• _Exercise task_
Exactly as written, retype the listing below, omitting the pictures.

=== Data segment ===

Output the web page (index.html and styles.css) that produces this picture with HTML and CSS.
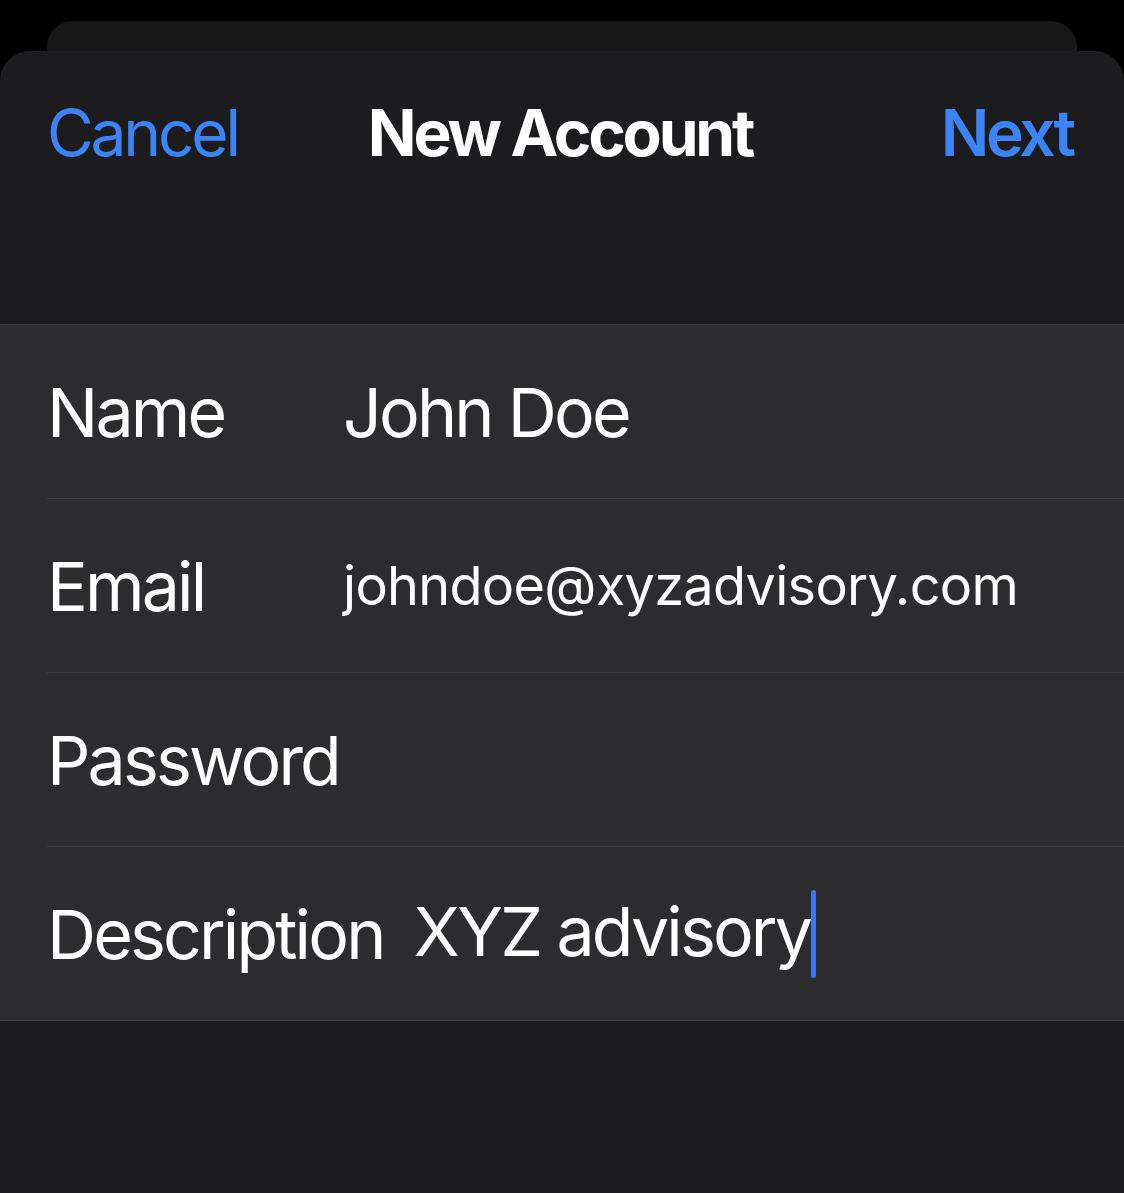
FILE: index.html
```html
<!DOCTYPE html>
<html>
<head>
  <title>New Account</title>
  <link rel="stylesheet" href="styles.css">
</head>
<body>
  <div class="back-card"></div>
  <div class="sheet">
    <div class="nav">
      <span class="nav-btn">Cancel</span>
      <span class="nav-title">New Account</span>
      <span class="nav-btn nav-next">Next</span>
    </div>

    <div class="form-list">
      <div class="row">
        <span class="label">Name</span>
        <span class="value">John Doe</span>
      </div>
      <div class="row">
        <span class="label">Email</span>
        <span class="value value-small">johndoe@xyzadvisory.com</span>
      </div>
      <div class="row">
        <span class="label">Password</span>
        <span class="value"></span>
      </div>
      <div class="row">
        <span class="label">Description</span>
        <span class="value">XYZ advisory<span class="caret"></span></span>
      </div>
    </div>
  </div>
</body>
</html>
```

FILE: styles.css
```css
body {
  margin: 0;
  padding: 0;
  background-color: #000;
  font-family: Inter, "Noto Sans", sans-serif;
  color: #fff;
}
.back-card {
  height: 30px;
  margin: 21px 47px 0;
  background-color: #171717;
  border-radius: 26px 26px 0 0;
}
.sheet {
  min-height: 1142px;
  background-color: #1c1c1e;
  border-radius: 30px 30px 0 0;
}
.nav {
  display: grid;
  grid-template-columns: 1fr auto 1fr;
  align-items: center;
  height: 163px;
  padding: 0 51px 110px 47px;
  font-size: 64px;
  letter-spacing: -0.05em;
}
.nav-btn {
  color: #3b84f6;
}
.nav-next {
  text-align: right;
  font-weight: 600;
}
.nav-title {
  font-weight: 700;
}
.form-list {
  background-color: #2c2c2e;
  border-top: 1px solid #3d3d40;
  border-bottom: 1px solid #3d3d40;
}
.row {
  display: flex;
  align-items: center;
  height: 173px;
  margin-left: 47px;
  border-bottom: 1px solid #3d3d40;
  font-size: 68px;
  letter-spacing: -0.042em;
}
.row:last-child {
  border-bottom: none;
}
.label {
  min-width: 266px;
  margin-right: 30px;
}
.value-small {
  font-size: 54px;
  letter-spacing: -0.7px;
}
.caret {
  display: inline-block;
  width: 5px;
  height: 88px;
  margin-left: 1px;
  vertical-align: -22px;
  background-color: #3b78f0;
  border-radius: 3px;
}
```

===

• _Written response_
Output the web page (index.html and styles.css) that produces this picture with HTML and CSS.
FILE: index.html
```html
<!DOCTYPE html>
<html>
<head>
  <title>New Account</title>
  <link rel="stylesheet" href="styles.css">
</head>
<body>
  <div class="back-card"></div>
  <div class="sheet">
    <div class="nav">
      <span class="nav-btn">Cancel</span>
      <span class="nav-title">New Account</span>
      <span class="nav-btn nav-next">Next</span>
    </div>

    <div class="form-list">
      <div class="row">
        <span class="label">Name</span>
        <span class="value">John Doe</span>
      </div>
      <div class="row">
        <span class="label">Email</span>
        <span class="value value-small">johndoe@xyzadvisory.com</span>
      </div>
      <div class="row">
        <span class="label">Password</span>
        <span class="value"></span>
      </div>
      <div class="row">
        <span class="label">Description</span>
        <span class="value">XYZ advisory<span class="caret"></span></span>
      </div>
    </div>
  </div>
</body>
</html>
```

FILE: styles.css
```css
body {
  margin: 0;
  padding: 0;
  background-color: #000;
  font-family: Inter, "Noto Sans", sans-serif;
  color: #fff;
}
.back-card {
  height: 30px;
  margin: 21px 47px 0;
  background-color: #171717;
  border-radius: 26px 26px 0 0;
}
.sheet {
  min-height: 1142px;
  background-color: #1c1c1e;
  border-radius: 30px 30px 0 0;
}
.nav {
  display: grid;
  grid-template-columns: 1fr auto 1fr;
  align-items: center;
  height: 163px;
  padding: 0 51px 110px 47px;
  font-size: 64px;
  letter-spacing: -0.05em;
}
.nav-btn {
  color: #3b84f6;
}
.nav-next {
  text-align: right;
  font-weight: 600;
}
.nav-title {
  font-weight: 700;
}
.form-list {
  background-color: #2c2c2e;
  border-top: 1px solid #3d3d40;
  border-bottom: 1px solid #3d3d40;
}
.row {
  display: flex;
  align-items: center;
  height: 173px;
  margin-left: 47px;
  border-bottom: 1px solid #3d3d40;
  font-size: 68px;
  letter-spacing: -0.042em;
}
.row:last-child {
  border-bottom: none;
}
.label {
  min-width: 266px;
  margin-right: 30px;
}
.value-small {
  font-size: 54px;
  letter-spacing: -0.7px;
}
.caret {
  display: inline-block;
  width: 5px;
  height: 88px;
  margin-left: 1px;
  vertical-align: -22px;
  background-color: #3b78f0;
  border-radius: 3px;
}
```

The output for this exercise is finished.